Aim of the task
Count every line of the material that holds the string "image". Respond with the total only.

Input records
• • • • • • •

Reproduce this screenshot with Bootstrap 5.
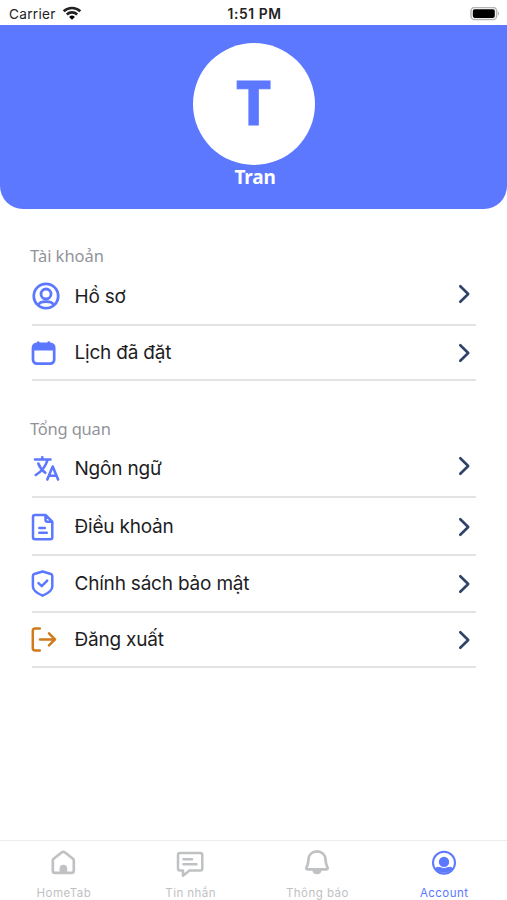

• • • • • • •

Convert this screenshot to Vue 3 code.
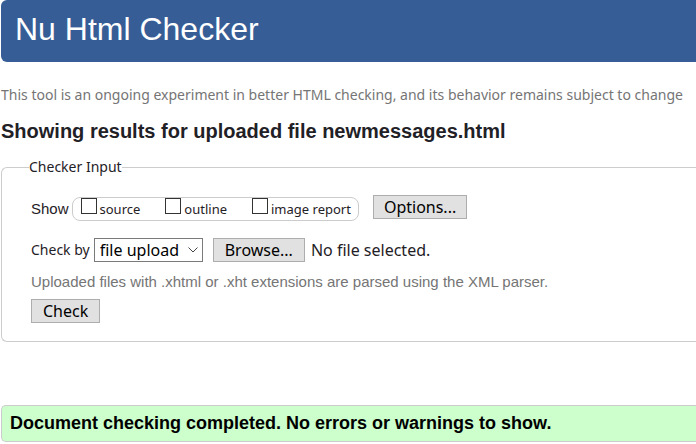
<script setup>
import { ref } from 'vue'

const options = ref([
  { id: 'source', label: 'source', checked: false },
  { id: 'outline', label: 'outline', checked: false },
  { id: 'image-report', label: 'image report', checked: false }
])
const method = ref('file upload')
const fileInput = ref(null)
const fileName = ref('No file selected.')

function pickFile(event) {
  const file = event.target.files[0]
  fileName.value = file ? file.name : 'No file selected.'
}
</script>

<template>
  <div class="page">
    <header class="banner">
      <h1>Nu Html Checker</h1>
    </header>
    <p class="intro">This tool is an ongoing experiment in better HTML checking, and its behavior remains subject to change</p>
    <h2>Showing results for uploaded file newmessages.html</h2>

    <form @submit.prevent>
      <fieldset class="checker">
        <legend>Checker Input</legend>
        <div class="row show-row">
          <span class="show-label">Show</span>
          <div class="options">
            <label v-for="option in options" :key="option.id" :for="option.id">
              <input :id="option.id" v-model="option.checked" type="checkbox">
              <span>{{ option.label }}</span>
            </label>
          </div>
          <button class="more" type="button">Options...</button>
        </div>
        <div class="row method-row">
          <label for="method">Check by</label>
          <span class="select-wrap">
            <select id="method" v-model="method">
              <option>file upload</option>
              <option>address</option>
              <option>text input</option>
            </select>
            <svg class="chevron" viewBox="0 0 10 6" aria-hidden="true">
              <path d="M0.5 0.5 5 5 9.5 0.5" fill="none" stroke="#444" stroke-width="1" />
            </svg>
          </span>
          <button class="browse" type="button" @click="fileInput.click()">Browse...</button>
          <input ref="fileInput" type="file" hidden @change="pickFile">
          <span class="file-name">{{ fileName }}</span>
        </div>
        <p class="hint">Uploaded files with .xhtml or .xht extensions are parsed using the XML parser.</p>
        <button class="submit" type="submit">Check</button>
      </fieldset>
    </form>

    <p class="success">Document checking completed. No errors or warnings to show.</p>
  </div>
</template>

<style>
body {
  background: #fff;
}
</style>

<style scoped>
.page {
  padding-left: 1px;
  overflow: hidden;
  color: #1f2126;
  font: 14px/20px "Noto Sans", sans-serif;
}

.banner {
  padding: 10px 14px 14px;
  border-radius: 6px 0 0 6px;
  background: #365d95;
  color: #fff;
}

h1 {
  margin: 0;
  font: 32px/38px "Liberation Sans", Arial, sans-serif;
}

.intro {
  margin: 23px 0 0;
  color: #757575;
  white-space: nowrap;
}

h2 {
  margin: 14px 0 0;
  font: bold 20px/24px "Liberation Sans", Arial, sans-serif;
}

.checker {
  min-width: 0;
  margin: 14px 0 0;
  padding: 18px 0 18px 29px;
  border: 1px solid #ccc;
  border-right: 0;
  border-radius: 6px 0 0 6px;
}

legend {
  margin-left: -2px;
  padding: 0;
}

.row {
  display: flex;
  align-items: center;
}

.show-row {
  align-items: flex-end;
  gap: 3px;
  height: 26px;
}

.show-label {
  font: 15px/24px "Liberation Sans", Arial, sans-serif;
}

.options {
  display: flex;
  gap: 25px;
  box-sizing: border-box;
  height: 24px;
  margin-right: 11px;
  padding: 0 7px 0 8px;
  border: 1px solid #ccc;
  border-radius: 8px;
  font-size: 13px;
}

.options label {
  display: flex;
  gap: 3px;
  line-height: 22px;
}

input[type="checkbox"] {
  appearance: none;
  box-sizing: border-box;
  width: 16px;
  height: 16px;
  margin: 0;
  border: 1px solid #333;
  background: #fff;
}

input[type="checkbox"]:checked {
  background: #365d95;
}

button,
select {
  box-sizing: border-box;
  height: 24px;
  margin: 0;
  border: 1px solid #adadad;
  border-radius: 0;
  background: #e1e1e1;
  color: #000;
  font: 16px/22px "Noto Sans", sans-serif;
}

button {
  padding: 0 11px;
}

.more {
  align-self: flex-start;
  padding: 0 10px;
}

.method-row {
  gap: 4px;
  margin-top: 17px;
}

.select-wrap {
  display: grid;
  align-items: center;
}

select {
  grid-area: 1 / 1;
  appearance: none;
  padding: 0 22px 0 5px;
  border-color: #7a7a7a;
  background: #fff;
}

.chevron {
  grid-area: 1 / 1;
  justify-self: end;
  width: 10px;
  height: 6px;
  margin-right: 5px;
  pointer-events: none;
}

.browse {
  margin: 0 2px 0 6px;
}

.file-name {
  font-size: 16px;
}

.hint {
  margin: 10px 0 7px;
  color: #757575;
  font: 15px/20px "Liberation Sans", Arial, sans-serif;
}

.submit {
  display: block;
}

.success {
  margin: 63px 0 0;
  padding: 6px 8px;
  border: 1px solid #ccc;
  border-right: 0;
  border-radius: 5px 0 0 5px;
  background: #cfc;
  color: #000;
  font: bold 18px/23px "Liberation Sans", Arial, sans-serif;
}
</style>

• • • • • • •

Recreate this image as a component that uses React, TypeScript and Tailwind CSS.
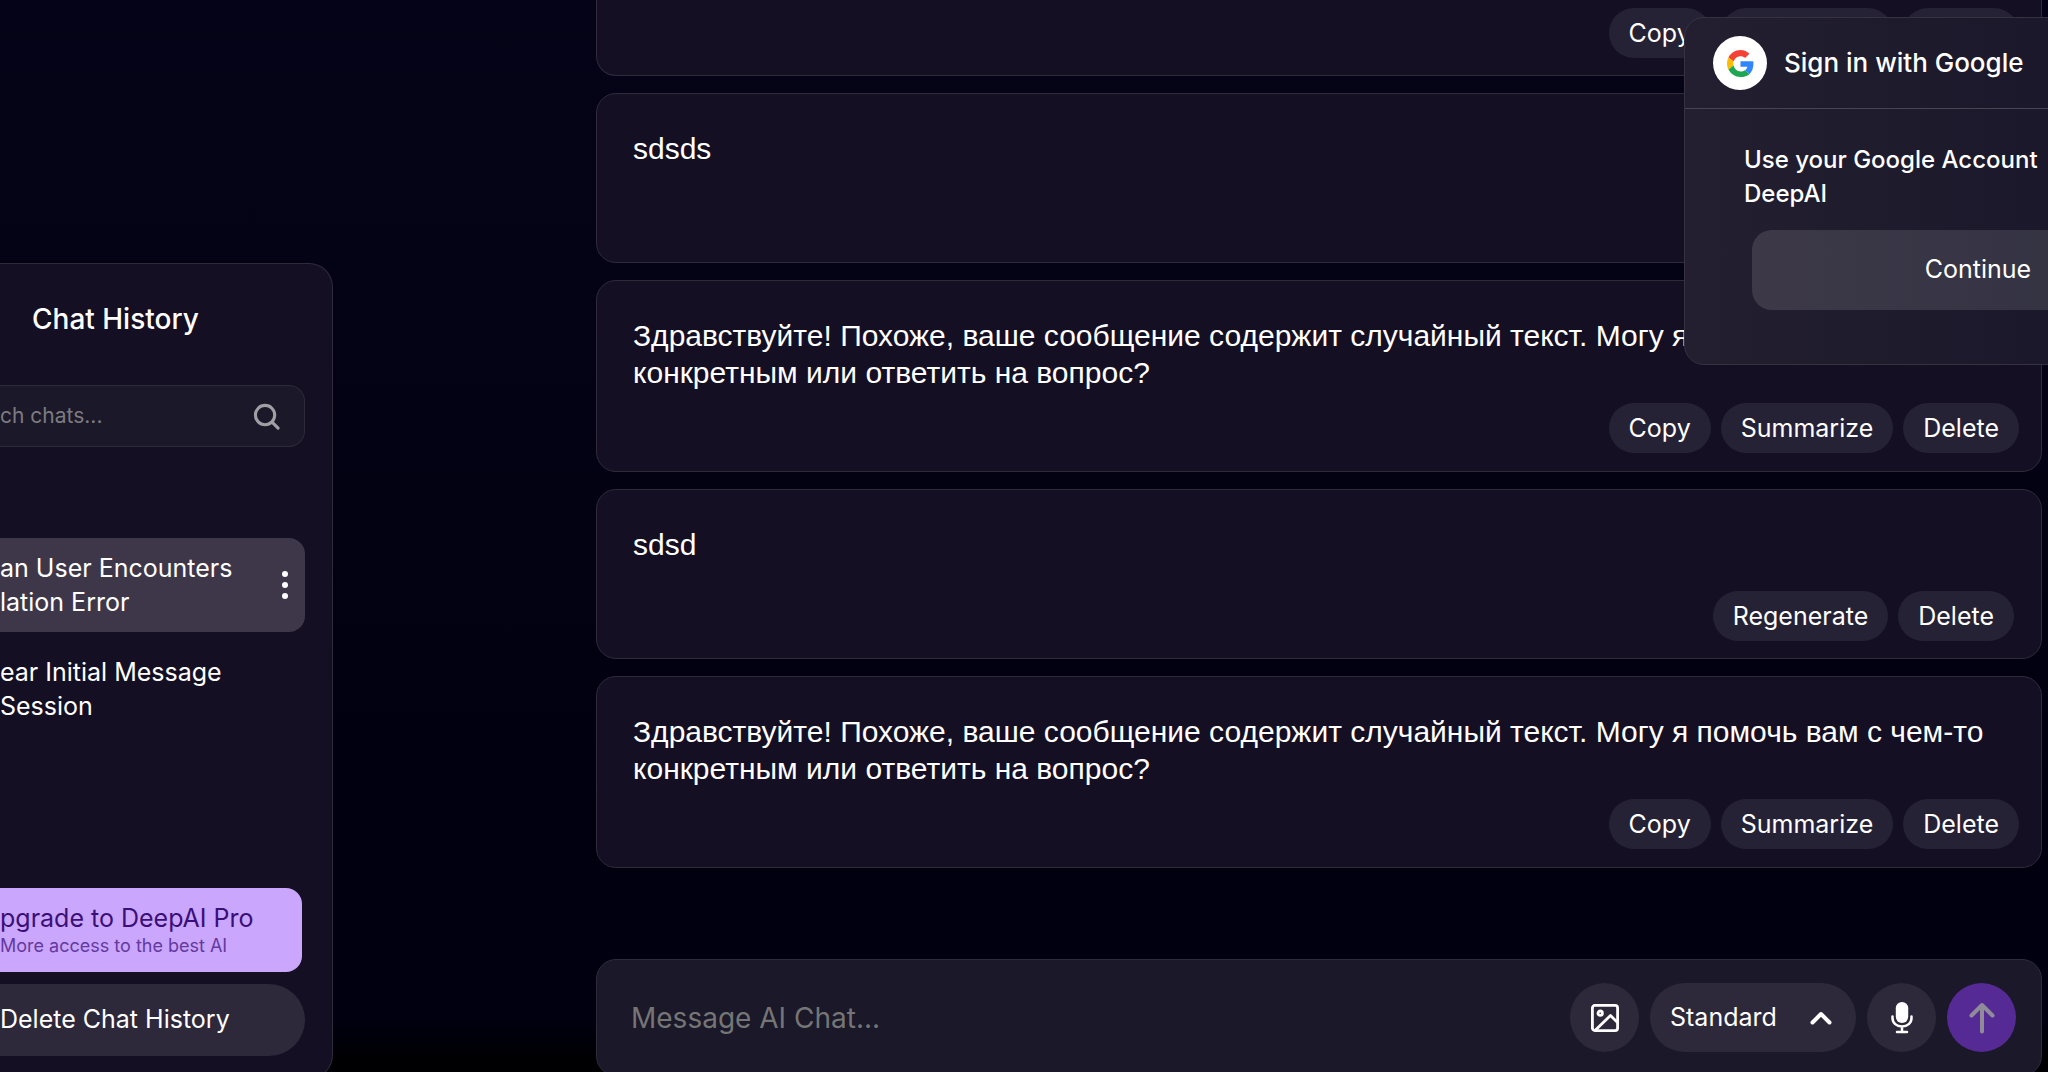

• • • • • • •

Answer
2